The former president claimed that Americans rejected Republican candidates in 2022 because they didn’t understand just how bad things are in America. Complaining that voters had failed on November 8 to recognize “the total effect of the suffering” created by Biden and a Democratic Congress, Trump declared, “I have no doubt that by 2024, it will sadly be much worse, and they will see clearly what has happened and is happening to our country—and the voting will be much different.”

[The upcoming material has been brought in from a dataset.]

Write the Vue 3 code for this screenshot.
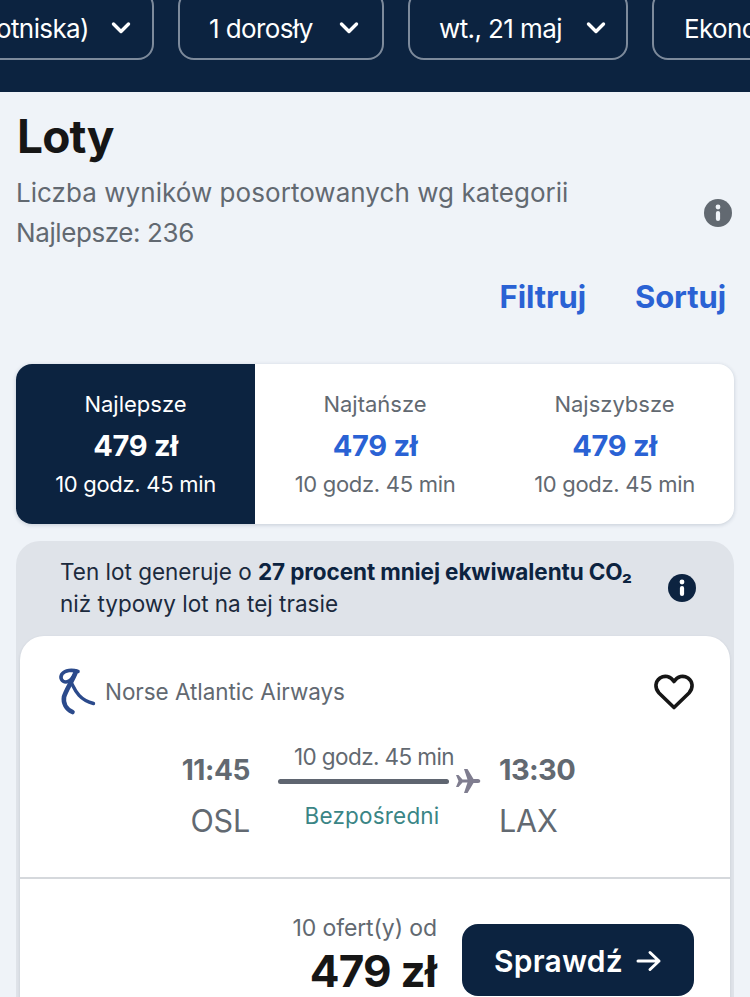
<script setup>
const tabs = [
  { label: 'Najlepsze', price: '479 zł', time: '10 godz. 45 min', active: true },
  { label: 'Najtańsze', price: '479 zł', time: '10 godz. 45 min', active: false },
  { label: 'Najszybsze', price: '479 zł', time: '10 godz. 45 min', active: false }
]
const chips = [
  { label: 'otniska)', cls: 'c1' },
  { label: '1 dorosły', cls: 'c2' },
  { label: 'wt., 21 maj', cls: 'c3' },
  { label: 'Ekonomiczna', cls: 'c4' }
]
</script>

<template>
  <div class="page">
    <header class="top">
      <div class="chips">
        <div v-for="c in chips" :key="c.label" class="chip" :class="c.cls">
          <span>{{ c.label }}</span>
          <svg class="chev" width="20" height="14" viewBox="0 0 20 14"><path d="M2.5 3 L10 10.5 L17.5 3" fill="none" stroke="#fff" stroke-width="3.4" stroke-linecap="round" stroke-linejoin="round"/></svg>
        </div>
      </div>
    </header>

    <main class="content">
      <h1 class="title">Loty</h1>
      <div class="summary">
        <p>Liczba wyników posortowanych wg kategorii<br><span class="best">Najlepsze: 236</span></p>
        <svg class="info" width="28" height="28" viewBox="0 0 28 28"><circle cx="14" cy="14" r="14" fill="#626971"/><circle cx="14" cy="8" r="2.4" fill="#eff3f8"/><rect x="11.9" y="12" width="4.2" height="10" rx="2.1" fill="#eff3f8"/></svg>
      </div>
      <div class="actions">
        <span>Filtruj</span>
        <span>Sortuj</span>
      </div>

      <div class="tabs">
        <div v-for="t in tabs" :key="t.label" class="tab" :class="{ active: t.active }">
          <div class="tab-label">{{ t.label }}</div>
          <div class="tab-price">{{ t.price }}</div>
          <div class="tab-time">{{ t.time }}</div>
        </div>
      </div>

      <section class="result">
        <div class="eco">
          <p>Ten lot generuje o <b>27 procent mniej ekwiwalentu CO₂</b><br>niż typowy lot na tej trasie</p>
          <svg class="eco-info" width="28" height="28" viewBox="0 0 28 28"><circle cx="14" cy="14" r="14" fill="#0c2340"/><circle cx="14" cy="8" r="2.4" fill="#fff"/><rect x="11.9" y="12" width="4.2" height="10" rx="2.1" fill="#fff"/></svg>
        </div>
        <div class="card">
          <div class="airline">
            <div class="brand">
              <svg width="40" height="48" viewBox="0 0 40 48"><path d="M21 3.5 C15 1.5 8 2 5 6 C2.5 10 5 14 9 14 C14 14 17 8 19 3.5" fill="none" stroke="#2b4a8b" stroke-width="3.6" stroke-linecap="round" stroke-linejoin="round"/><path d="M19 3.5 C16 12 9 22 7 29 C6 35 9 41 15.5 44" fill="none" stroke="#2b4a8b" stroke-width="4.6" stroke-linecap="round"/><path d="M15 16 C18 22 22 32 36.5 35.5" fill="none" stroke="#2b4a8b" stroke-width="3.4" stroke-linecap="round"/></svg>
              <span>Norse Atlantic Airways</span>
            </div>
            <svg class="heart" width="42" height="38" viewBox="0 0 42 38"><path d="M21 34.5 L6 20 C1.5 15 2 8.5 7 5 C11.5 2 17.5 3 21 8.5 C24.5 3 30.5 2 35 5 C40 8.5 40.5 15 36 20 Z" fill="none" stroke="#161616" stroke-width="3.6" stroke-linejoin="round"/></svg>
          </div>

          <div class="route">
            <div class="stop dep">
              <div class="time">11:45</div>
              <div class="code">OSL</div>
            </div>
            <div class="middle">
              <div class="dur">10 godz. 45 min</div>
              <div class="line-row">
                <div class="line"></div>
                <svg width="26" height="26" viewBox="0 0 26 26"><path d="M1 7 L3.5 7 L7.5 11.5 L12.5 11.5 L9 1 L12.5 1 L18.5 11 L23 11 C26 11 26 15 23 15 L18.5 15 L12.5 25 L9 25 L12.5 14.5 L7.5 14.5 L3.5 19 L1 19 L3.5 13 Z" fill="#7f7d8f"/></svg>
              </div>
              <div class="direct">Bezpośredni</div>
            </div>
            <div class="stop arr">
              <div class="time">13:30</div>
              <div class="code">LAX</div>
            </div>
          </div>

          <div class="bottom">
            <div class="price-box">
              <div class="offers">10 ofert(y) od</div>
              <div class="price">479 zł</div>
            </div>
            <button class="cta">
              <span>Sprawdź</span>
              <svg width="26" height="24" viewBox="0 0 26 24"><path d="M2 12 H23 M14 3.5 L23 12 L14 20.5" fill="none" stroke="#fff" stroke-width="3" stroke-linecap="round" stroke-linejoin="round"/></svg>
            </button>
          </div>
        </div>
      </section>
    </main>
  </div>
</template>

<style>
html, body { margin: 0; background: #eff3f8; }
</style>

<style scoped>
.page {
  width: 750px;
  height: 997px;
  overflow: hidden;
  background: #eff3f8;
  font-family: Inter, "Noto Sans", sans-serif;
  color: #161616;
}
p { margin: 0; }

.top {
  height: 92px;
  background: #0c2340;
  overflow: hidden;
}
.chips {
  display: flex;
  gap: 24px;
  margin-top: -10px;
  margin-left: -60px;
  width: 1100px;
}
.chip {
  flex: none;
  box-sizing: border-box;
  height: 70px;
  padding-top: 6px;
  border: 2px solid #7d8a9b;
  border-radius: 16px;
  display: flex;
  align-items: center;
  color: #fff;
  font-size: 26px;
  letter-spacing: -0.6px;
  justify-content: space-between;
}
.chev { flex: none; }
.c1 { width: 214px; padding-right: 21px; justify-content: flex-end; gap: 22px; }
.c2 { width: 206px; padding-left: 29px; padding-right: 23px; }
.c3 { width: 220px; padding-left: 29px; padding-right: 20px; }
.c4 { width: 260px; padding-left: 30px; padding-right: 20px; }

.content { padding: 0 16px; }
.title {
  margin: 17px 0 0;
  font-size: 46px;
  line-height: 54px;
  font-weight: 700;
  letter-spacing: -0.8px;
  padding-left: 1px;
}
.summary {
  margin-top: 10px;
  display: flex;
  align-items: center;
  justify-content: space-between;
  padding-right: 2px;
  color: #626971;
  font-size: 26px;
  line-height: 40px;
  letter-spacing: 0.05px;
}
.best { letter-spacing: -0.4px; }
.actions {
  margin-top: 26px;
  display: flex;
  justify-content: flex-end;
  gap: 49px;
  padding-right: 8px;
  color: #2a62d4;
  font-size: 31px;
  line-height: 36px;
  font-weight: 700;
  letter-spacing: -0.1px;
}
.tabs {
  margin-top: 49px;
  width: 718px;
  height: 160px;
  display: grid;
  grid-template-columns: 239px 240px 239px;
  background: #fff;
  border-radius: 16px;
  overflow: hidden;
  box-shadow: 0 1px 4px rgba(12, 35, 64, .18);
}
.tab {
  display: flex;
  flex-direction: column;
  align-items: center;
  color: #626971;
  padding-top: 25px;
}
.tab-label { font-size: 22px; line-height: 30px; letter-spacing: 0; }
.tab-time { font-size: 22px; line-height: 30px; letter-spacing: -0.3px; }
.tab-price {
  font-size: 29px;
  line-height: 36px;
  margin: 9px 0 5px;
  font-weight: 700;
  color: #2a62d4;
  letter-spacing: -0.3px;
}
.tab.active { background: #0c2340; color: #fff; }
.tab.active .tab-price { color: #fff; }

.result {
  margin-top: 17px;
  width: 718px;
  background: #dfe3e9;
  border-radius: 24px 24px 0 0;
  padding: 0 4px;
  box-sizing: border-box;
}
.eco {
  height: 95px;
  box-sizing: border-box;
  padding: 15px 34px 0 40px;
  display: flex;
  justify-content: space-between;
  align-items: flex-start;
  font-size: 22.5px;
  line-height: 32px;
  letter-spacing: 0;
  color: #1b2a3d;
}
.eco b { font-weight: 700; color: #0c2340; letter-spacing: -0.1px; }
.eco-info { margin-top: 18px; }
.card {
  background: #fff;
  border-radius: 24px 24px 0 0;
  height: 400px;
  box-sizing: border-box;
  box-shadow: 0 1px 3px rgba(12, 35, 64, .12);
}
.airline {
  display: flex;
  justify-content: space-between;
  align-items: center;
  padding: 32px 35px 0 37px;
  height: 48px;
}
.brand {
  display: flex;
  align-items: center;
  gap: 8px;
  font-size: 22.5px;
  line-height: 26px;
  letter-spacing: -0.05px;
  color: #626971;
}
.brand span { margin-top: -1px; }
.route {
  display: flex;
  margin-top: 26px;
  height: 135px;
  padding-left: 162px;
  box-sizing: border-box;
}
.stop { display: flex; flex-direction: column; color: #626971; }
.dep { width: 68px; align-items: flex-end; }
.arr { width: 80px; align-items: flex-start; }
.time {
  font-size: 28px;
  line-height: 36px;
  font-weight: 700;
  letter-spacing: -0.4px;
  margin-top: 10px;
}
.arr .time { font-size: 29px; letter-spacing: -0.6px; }
.code { font-size: 30.5px; line-height: 40px; margin-top: 13px; letter-spacing: -0.2px; }
.middle {
  width: 202px;
  margin: 0 19px 0 28px;
  display: flex;
  flex-direction: column;
  align-items: flex-start;
  color: #626971;
}
.dur {
  width: 192px;
  text-align: center;
  white-space: nowrap;
  font-size: 22.5px;
  line-height: 30px;
  letter-spacing: -0.6px;
}
.line-row { display: flex; align-items: center; height: 26px; margin-top: -4px; }
.line { width: 171px; height: 5px; border-radius: 3px; background: #5f6570; margin-right: 6px; flex: none; }
.direct {
  width: 188px;
  text-align: center;
  color: #3a8585;
  font-size: 22.5px;
  line-height: 30px;
  letter-spacing: 0.2px;
  margin-top: 7px;
}
.bottom {
  border-top: 2px solid #d5d8dc;
  padding: 45px 36px 0 0;
  display: flex;
  justify-content: flex-end;
  align-items: flex-start;
  gap: 25px;
}
.price-box { display: flex; flex-direction: column; align-items: flex-end; margin-top: -11px; }
.offers { color: #626971; font-size: 23px; line-height: 30px; letter-spacing: -0.1px; }
.price { font-size: 44px; line-height: 56px; font-weight: 700; letter-spacing: -0.8px; color: #161616; margin-right: 1px; }
.cta {
  width: 232px;
  height: 72px;
  background: #0c2340;
  color: #fff;
  border: 0;
  border-radius: 16px;
  display: flex;
  align-items: center;
  justify-content: center;
  gap: 13px;
  font-family: inherit;
  font-size: 30px;
  font-weight: 600;
  letter-spacing: 0.2px;
  padding: 2px 0 0;
}
</style>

Plenty of top Republicans doubt this calculus, especially after a midterm election that Trump alone seemed to see as favorable to the GOP. They believe that if the Republican Party’s losing candidate in 2020 is nominated once more, the presidency will be out of their reach.
But Trump has never taken political counsel from Senate majority leader Mitch McConnell or House Republican leader Kevin McCarthy, and he’s not about to do so now. Instead, he’s jumping ahead of the Republican primary field and promising that “our campaign” will be a “quest to save our country.”
If that rhetoric sounds familiar, it’s because Trump is replaying his greatest hits.
And why not? As he competes with a new generation of Republicans such as Florida Governor Ron DeSantis and Missouri Senator Josh Hawley; retreads such as former New Jersey governor Chris Christie and former secretary of state Mike Pompeo; his estranged vice president, Mike Pence; and his even more estranged former congressional ally Representative Liz Cheney, Trump is quite certain that he will again secure the Republican nomination.
Trump may be delusional about a lot of things, but he’s not delusional about this.
The last time he faced a crowded field of Republican contenders, in 2016, Trump frequently received less than half the Republican vote.
Trump lost the Iowa caucuses that year to Texas Senator Ted Cruz, and barely finished ahead of Florida Senator Marco Rubio.
Trump won the New Hampshire primary, but only with 35 percent of the vote.
Trump ran slightly worse in the South Carolina primary, where he won, but with only 32 percent of the vote.
In the Nevada caucuses, Trump won, but finished far short of 50 percent.
On Super Tuesday, Trump failed to win a majority of the GOP vote in all 11 primaries and caucuses. In fact, he didn’t win a majority in a major statewide contest until April 19, months after the voting had begun, when he carried his home state of New York. But even there, 41 percent of Republicans rejected the reality-TV star turned partisan interloper.
But none of those results slowed him down. Trump won most of the primaries and caucuses with around a third of the vote. He got the delegates he needed. And, ultimately, he claimed the nomination.
Could that happen again? Journalist Carl Bernstein noted Tuesday night that a big field “helped Trump win in 2016.” And, while the media is currently fascinated by DeSantis, the governor of Florida will not be Trump’s only Republican rival in 2024. There will be a gaggle of them. And just as he did in 2016, Trump will attack them one-by-one, giving them demeaning nicknames—he’s already calling his Floridian foe “Ron De-Sanctimonious”—and reinforcing his grip on enough of the Republican electorate to be the dominant player in the contest.
“Everybody who wants to write Trump’s political obituary right now is doing so at their own peril,” said former US representative Joe Walsh, a Republican from Illinois, as he reflected on Trump’s announcement. “Donald Trump has a hold on 30-to-35 percent of Republican voters, and until that hold breaks, he’s the leader of that cult.”